Yemen is of great strategic importance to the Middle East. The stability of the Gulf states and its subsequent effect on the world’s energy security, the cost and security of every cargo and combat ships that goes through the Suez Canal, the economic stability of Egypt, and the security of Saudi Arabia’s key non-Gulf port at Jeddah are all at stake if the current trend towards chaos is maintained within Yemen. What makes the conflict even more dangerous is Yemen’s incredible poverty. With a lack of developed industries and sky-high unemployment, coupled with one of the highest population growth rates in the world and nearly 63% of its population under 25 years old, Yemen is the world’s most fertile ground for political extremism, terrorism and sectarian violence.

Yemen could very well turn out like war-torn Syria, with over half the country carved up between Al Qaeda and ISIS affiliates, if key international powers do not make comprehensive changes to their hands-off approach on Yemen. Firm Western leadership is needed on the issue instead of allowing Saudi Arabia to lead a brutal and mishandled air campaign and blockade as part of its proxy war with Iran, which exacerbates sectarian tensions. In addition to reining in the Saudi-led coalition, the U.S. and other leading Western powers need an overall ISIS strategy that seeks to destroy the terror group as an organisation and not just to root out their influence within specific countries or regions. The growth of ISIS in Yemen is a key sign that the U.S.-led air campaign against the group is not effectively stemming its expansion.

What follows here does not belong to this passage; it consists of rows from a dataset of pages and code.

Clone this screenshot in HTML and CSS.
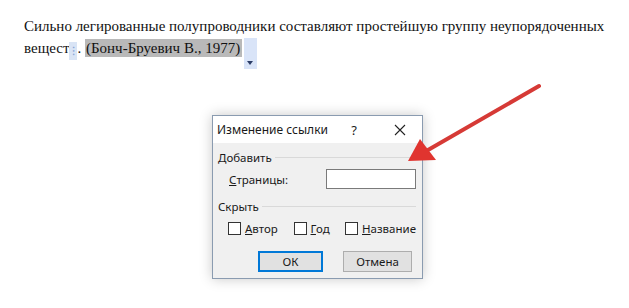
FILE: index.html
```html
<!DOCTYPE html>
<html>
<head>
<meta charset="utf-8">
<link rel="stylesheet" href="styles.css">
</head>
<body>
<div class="page">
  <p class="doc">Сильно легированные полупроводники составляют простейшую группу неупорядоченных<br>вещест<span class="anchor">⁝</span>. <span class="cite">(Бонч-Бруевич В., 1977)</span><span class="ctrl"><span class="tri"></span></span></p>
</div>

<div class="dialog">
  <div class="titlebar">
    <span class="title">Изменение ссылки</span>
    <span class="help">?</span>
    <svg class="close" width="12" height="12" viewBox="0 0 12 12"><path d="M1 1L11 11M11 1L1 11" stroke="#222" stroke-width="1.1" fill="none"/></svg>
  </div>
  <div class="body">
    <div class="group"><span>Добавить</span><span class="rule"></span></div>
    <div class="row pages">
      <span class="label"><u>С</u>траницы:</span>
      <span class="input"></span>
    </div>
    <div class="group hide"><span>Скрыть</span><span class="rule"></span></div>
    <div class="row checks">
      <label class="cb"><span class="box"></span><span><u>А</u>втор</span></label>
      <label class="cb"><span class="box"></span><span><u>Г</u>од</span></label>
      <label class="cb"><span class="box"></span><span><u>Н</u>азвание</span></label>
    </div>
    <div class="row buttons">
      <span class="btn ok">ОК</span>
      <span class="btn">Отмена</span>
    </div>
  </div>
</div>

<svg class="arrow" width="629" height="308" viewBox="0 0 629 308">
  <line x1="539" y1="86" x2="428" y2="150" stroke="#d63a36" stroke-width="4" stroke-linecap="round"/>
  <polygon points="408,161 420,139 436,160" fill="#e0342f"/>
</svg>
</body>
</html>
```
FILE: styles.css
```css
html, body {
  margin: 0;
  padding: 0;
  background: #ffffff;
  width: 629px;
  height: 308px;
  overflow: hidden;
}
.page {
  padding: 15px 0 0 24px;
}
.doc {
  margin: 0;
  font-family: "Liberation Serif", serif;
  font-size: 15px;
  line-height: 22px;
  color: #111;
}
.anchor {
  display: inline-block;
  width: 8px;
  background: #d9e4f5;
  color: #8aa6d6;
  text-align: center;
  font-size: 12px;
  line-height: 18px;
  vertical-align: -2px;
}
.cite {
  background: #b9b9b9;
  padding: 1px 2px 1px 1px;
}
.ctrl {
  display: inline-block;
  position: relative;
  width: 13px;
  height: 31px;
  background: #d9e4f8;
  margin-left: 2px;
  vertical-align: -16px;
}
.tri {
  position: absolute;
  left: 3px;
  bottom: 4px;
  width: 0;
  height: 0;
  border-left: 3.5px solid transparent;
  border-right: 3.5px solid transparent;
  border-top: 4px solid #2b3c66;
}
.dialog {
  position: absolute;
  left: 212px;
  top: 115px;
  width: 209px;
  height: 162px;
  border: 1px solid #8a9bb0;
  background: #f0f0f0;
  box-shadow: 0 0 12px rgba(0,0,0,0.22);
  font-family: "Noto Sans", sans-serif;
  font-size: 11.5px;
  color: #1a1a1a;
  display: flex;
  flex-direction: column;
}
.titlebar {
  height: 27px;
  background: #ffffff;
  display: flex;
  align-items: center;
  padding-left: 4px;
}
.title {
  font-size: 12px;
  flex: 1;
}
.help {
  width: 28px;
  font-size: 13px;
  margin-right: 26px;
  text-align: center;
}
.close {
  margin-right: 16px;
}
.body {
  padding: 6px 6px 0 5px;
  display: flex;
  flex-direction: column;
}
.group {
  display: flex;
  align-items: center;
  gap: 3px;
  height: 16px;
}
.rule {
  flex: 1;
  height: 1px;
  background: #d9d9d9;
  margin-top: 1px;
}
.row {
  display: flex;
  align-items: center;
}
.pages {
  padding-left: 11px;
  margin-top: 4px;
  height: 20px;
  justify-content: space-between;
}
.input {
  width: 88px;
  height: 18px;
  border: 1px solid #7a7a7a;
  background: #ffffff;
  margin-right: 0;
}
.hide {
  margin-top: 9px;
}
.checks {
  margin-top: 6px;
  padding-left: 10px;
  height: 16px;
  gap: 0;
}
.cb {
  display: flex;
  align-items: center;
  gap: 4px;
}
.cb:nth-child(1) { width: 70px; }
.cb:nth-child(2) { width: 55px; }
.box {
  width: 11px;
  height: 11px;
  border: 1px solid #333;
  background: #fff;
}
.buttons {
  margin-top: 15px;
  padding-left: 40px;
  gap: 20px;
}
.btn {
  width: 65px;
  height: 19px;
  border: 1px solid #adadad;
  background: #e1e1e1;
  display: flex;
  align-items: center;
  justify-content: center;
  font-size: 11.5px;
}
.btn.ok {
  border: 2px solid #0078d7;
  width: 61px;
  height: 17px;
}
.btn + .btn {
  width: 67px;
}
.arrow {
  position: absolute;
  left: 0;
  top: 0;
  pointer-events: none;
}
```
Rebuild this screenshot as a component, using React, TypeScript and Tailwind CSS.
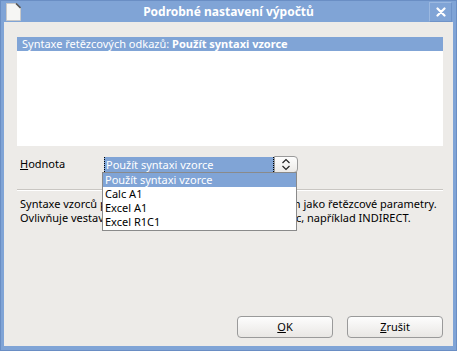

In addition to Yemen, ISIS has thus far successfully extended into Libya and the Sahel. However, in a sign of ISIS’s lack of universal appeal, it has so far failed to make significant inroads in Afghanistan and Pakistan, which suggests that the expansion of ISIS certainly isn’t impossible and can be dealt with. Nevertheless, with frozen peace negotiations and no end in sight to the Houthi conflict, there is a certainty that more will be heard of ISIS in Yemen in the near future.